━━━ RECORDS FOR THE TASK

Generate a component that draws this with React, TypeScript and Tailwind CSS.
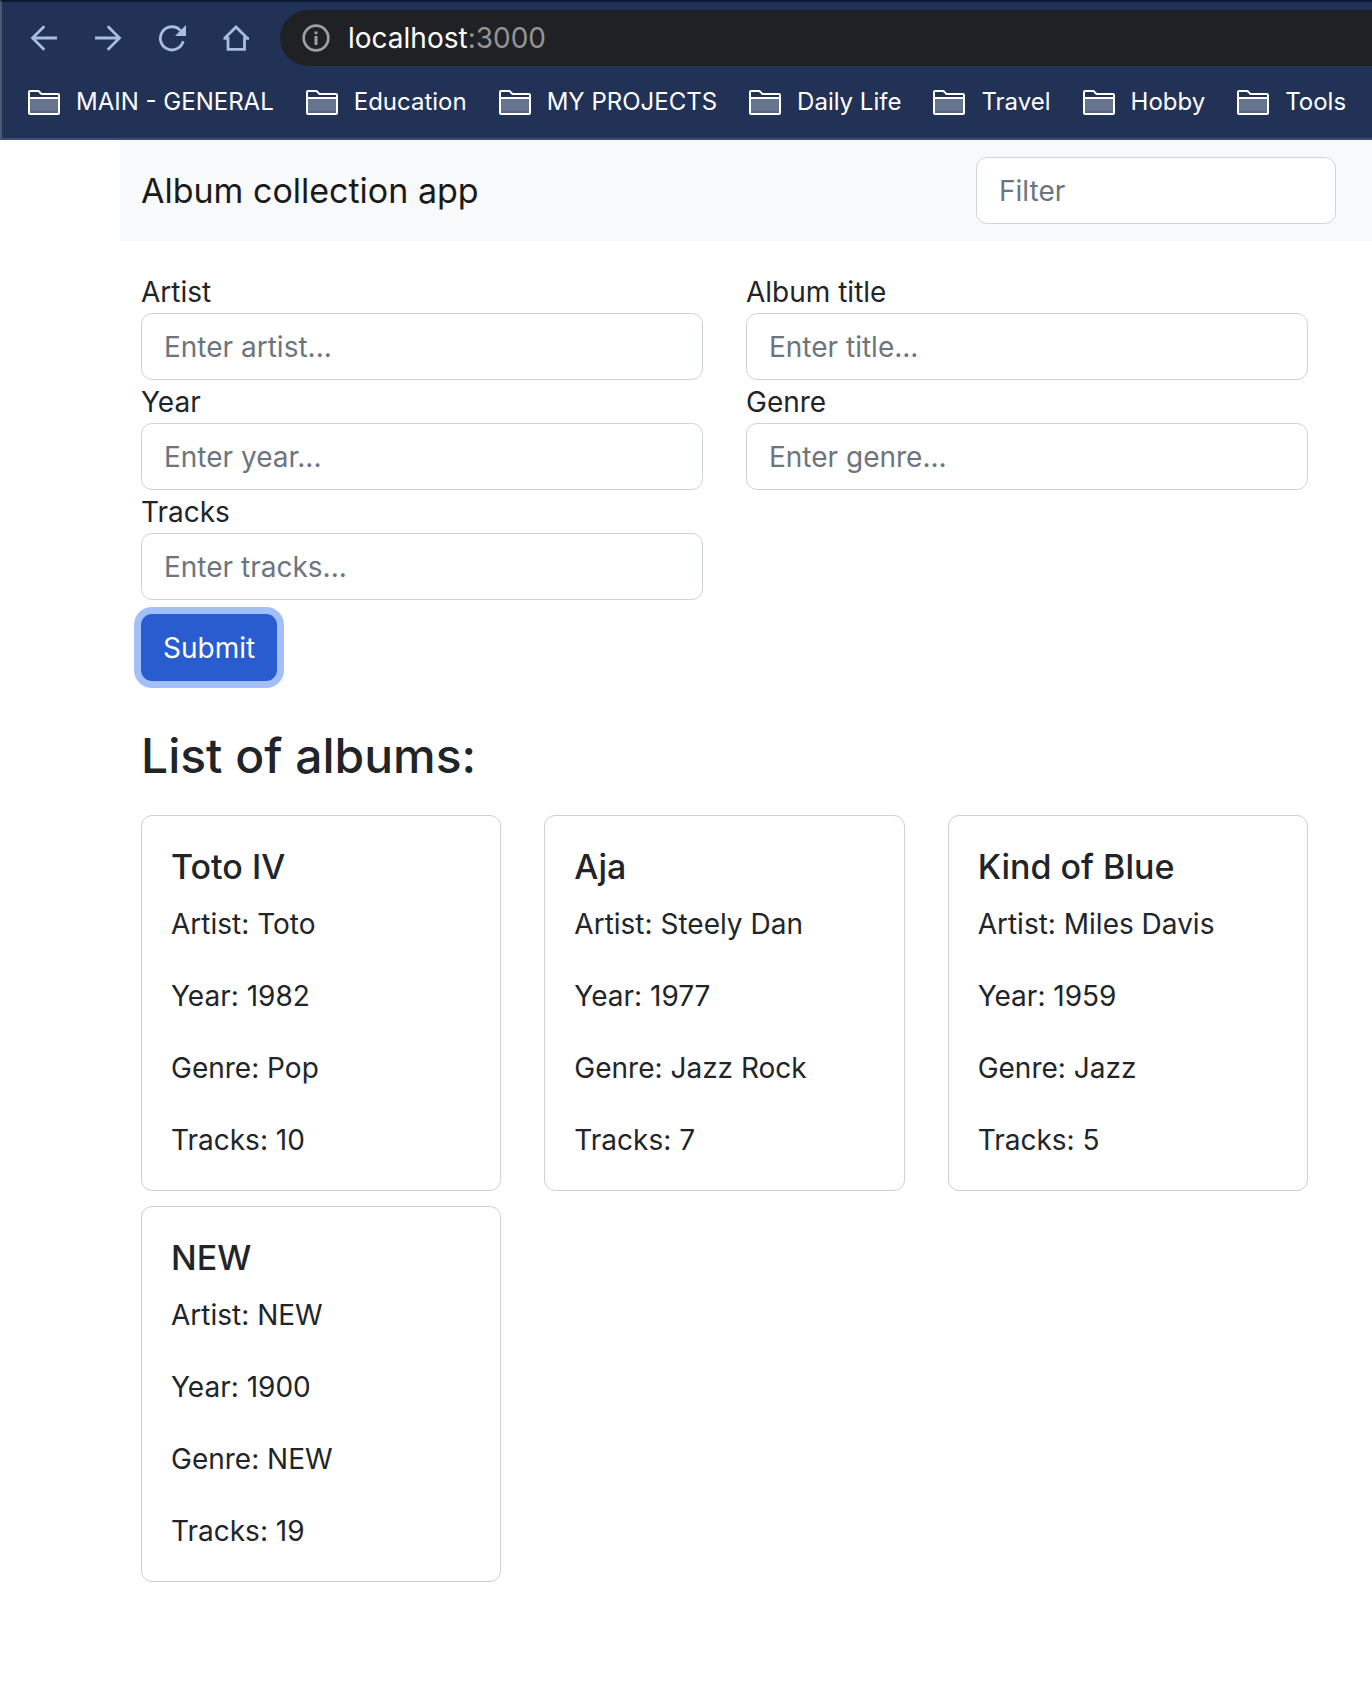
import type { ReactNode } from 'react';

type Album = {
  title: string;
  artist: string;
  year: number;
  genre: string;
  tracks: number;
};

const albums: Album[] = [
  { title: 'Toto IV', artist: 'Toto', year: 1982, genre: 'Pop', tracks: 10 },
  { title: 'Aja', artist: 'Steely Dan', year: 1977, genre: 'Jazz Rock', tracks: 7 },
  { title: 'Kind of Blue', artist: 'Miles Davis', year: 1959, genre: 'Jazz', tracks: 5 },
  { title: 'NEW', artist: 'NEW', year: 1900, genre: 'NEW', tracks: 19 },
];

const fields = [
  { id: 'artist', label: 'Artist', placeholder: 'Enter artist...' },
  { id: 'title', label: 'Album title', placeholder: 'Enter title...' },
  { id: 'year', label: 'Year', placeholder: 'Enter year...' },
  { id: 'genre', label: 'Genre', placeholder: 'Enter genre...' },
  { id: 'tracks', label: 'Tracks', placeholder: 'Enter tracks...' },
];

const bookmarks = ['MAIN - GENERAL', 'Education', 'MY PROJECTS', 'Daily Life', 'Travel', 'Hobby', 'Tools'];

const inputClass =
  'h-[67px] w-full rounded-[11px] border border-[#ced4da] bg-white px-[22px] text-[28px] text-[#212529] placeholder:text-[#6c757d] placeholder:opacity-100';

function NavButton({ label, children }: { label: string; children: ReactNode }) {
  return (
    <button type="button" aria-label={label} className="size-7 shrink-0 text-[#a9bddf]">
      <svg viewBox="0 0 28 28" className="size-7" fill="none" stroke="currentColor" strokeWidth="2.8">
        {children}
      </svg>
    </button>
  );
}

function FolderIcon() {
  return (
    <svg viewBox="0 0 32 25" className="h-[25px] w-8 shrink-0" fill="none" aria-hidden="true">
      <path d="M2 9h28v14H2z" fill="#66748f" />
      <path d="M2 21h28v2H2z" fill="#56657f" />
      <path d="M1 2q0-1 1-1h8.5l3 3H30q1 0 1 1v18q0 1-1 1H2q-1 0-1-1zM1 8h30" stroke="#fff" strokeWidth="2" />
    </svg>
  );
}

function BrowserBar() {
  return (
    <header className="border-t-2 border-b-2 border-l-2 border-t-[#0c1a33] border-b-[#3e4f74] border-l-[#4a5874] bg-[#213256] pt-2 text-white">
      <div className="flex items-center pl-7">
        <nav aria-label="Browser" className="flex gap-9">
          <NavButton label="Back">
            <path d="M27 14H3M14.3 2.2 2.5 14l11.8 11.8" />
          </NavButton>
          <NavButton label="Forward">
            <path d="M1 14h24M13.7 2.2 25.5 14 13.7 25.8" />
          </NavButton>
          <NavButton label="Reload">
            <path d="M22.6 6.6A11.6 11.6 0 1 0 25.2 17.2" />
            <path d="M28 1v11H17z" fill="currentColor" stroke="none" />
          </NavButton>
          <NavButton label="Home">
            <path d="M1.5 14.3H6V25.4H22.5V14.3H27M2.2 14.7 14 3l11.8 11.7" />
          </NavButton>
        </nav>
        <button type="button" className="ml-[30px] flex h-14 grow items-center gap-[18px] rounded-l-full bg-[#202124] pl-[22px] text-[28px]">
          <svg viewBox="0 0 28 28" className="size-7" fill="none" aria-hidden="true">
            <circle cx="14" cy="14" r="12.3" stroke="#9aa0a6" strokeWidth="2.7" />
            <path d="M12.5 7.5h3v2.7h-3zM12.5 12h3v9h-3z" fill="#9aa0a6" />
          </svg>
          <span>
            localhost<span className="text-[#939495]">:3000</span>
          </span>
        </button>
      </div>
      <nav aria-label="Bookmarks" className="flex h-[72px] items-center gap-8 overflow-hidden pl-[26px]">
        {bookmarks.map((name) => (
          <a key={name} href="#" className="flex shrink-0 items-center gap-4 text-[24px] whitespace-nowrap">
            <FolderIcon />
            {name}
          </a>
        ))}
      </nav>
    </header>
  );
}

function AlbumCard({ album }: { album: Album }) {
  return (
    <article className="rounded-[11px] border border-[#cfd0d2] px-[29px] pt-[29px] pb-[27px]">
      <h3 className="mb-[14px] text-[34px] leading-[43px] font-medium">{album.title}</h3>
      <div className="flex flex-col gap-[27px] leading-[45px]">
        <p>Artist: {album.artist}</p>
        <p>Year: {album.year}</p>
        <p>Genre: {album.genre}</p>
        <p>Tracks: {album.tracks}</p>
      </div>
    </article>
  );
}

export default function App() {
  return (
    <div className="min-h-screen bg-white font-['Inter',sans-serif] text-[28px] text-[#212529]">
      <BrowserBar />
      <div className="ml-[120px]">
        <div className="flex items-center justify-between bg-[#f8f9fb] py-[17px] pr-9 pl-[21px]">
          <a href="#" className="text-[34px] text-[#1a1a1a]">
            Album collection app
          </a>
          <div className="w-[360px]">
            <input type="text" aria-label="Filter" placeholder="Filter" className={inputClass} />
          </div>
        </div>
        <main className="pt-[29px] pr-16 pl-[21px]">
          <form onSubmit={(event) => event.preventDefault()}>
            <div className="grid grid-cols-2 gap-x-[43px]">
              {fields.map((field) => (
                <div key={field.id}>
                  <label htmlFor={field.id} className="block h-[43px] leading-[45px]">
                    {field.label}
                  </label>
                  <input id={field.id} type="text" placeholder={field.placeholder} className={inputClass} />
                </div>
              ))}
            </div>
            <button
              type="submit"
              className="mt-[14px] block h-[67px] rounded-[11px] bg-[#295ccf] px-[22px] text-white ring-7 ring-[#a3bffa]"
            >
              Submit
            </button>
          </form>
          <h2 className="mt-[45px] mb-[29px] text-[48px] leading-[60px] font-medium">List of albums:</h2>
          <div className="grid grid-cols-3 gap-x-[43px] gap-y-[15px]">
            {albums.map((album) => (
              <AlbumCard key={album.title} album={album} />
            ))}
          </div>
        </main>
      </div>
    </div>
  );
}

━━━━━━
━━━ RECORDS FOR THE TASK

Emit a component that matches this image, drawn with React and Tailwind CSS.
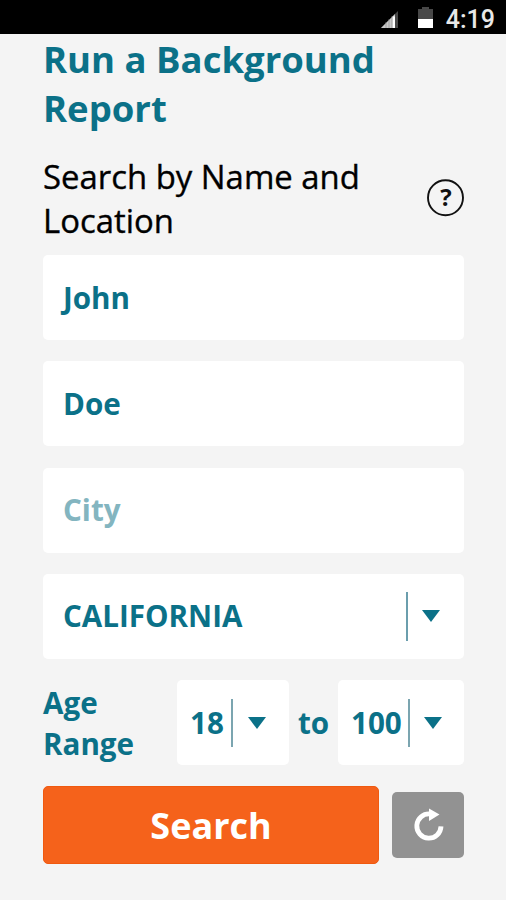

━━━━━━

* _WHAT YOU SHOULD DO_: Your first line is the one with "Generate a component", and your last is the one with "const bookmarks = ['MAIN". Copy those and every line between them exactly, without any pictures.

* _EXERCISE OUTPUT_:
Generate a component that draws this with React, TypeScript and Tailwind CSS.
import type { ReactNode } from 'react';

type Album = {
  title: string;
  artist: string;
  year: number;
  genre: string;
  tracks: number;
};

const albums: Album[] = [
  { title: 'Toto IV', artist: 'Toto', year: 1982, genre: 'Pop', tracks: 10 },
  { title: 'Aja', artist: 'Steely Dan', year: 1977, genre: 'Jazz Rock', tracks: 7 },
  { title: 'Kind of Blue', artist: 'Miles Davis', year: 1959, genre: 'Jazz', tracks: 5 },
  { title: 'NEW', artist: 'NEW', year: 1900, genre: 'NEW', tracks: 19 },
];

const fields = [
  { id: 'artist', label: 'Artist', placeholder: 'Enter artist...' },
  { id: 'title', label: 'Album title', placeholder: 'Enter title...' },
  { id: 'year', label: 'Year', placeholder: 'Enter year...' },
  { id: 'genre', label: 'Genre', placeholder: 'Enter genre...' },
  { id: 'tracks', label: 'Tracks', placeholder: 'Enter tracks...' },
];

const bookmarks = ['MAIN - GENERAL', 'Education', 'MY PROJECTS', 'Daily Life', 'Travel', 'Hobby', 'Tools'];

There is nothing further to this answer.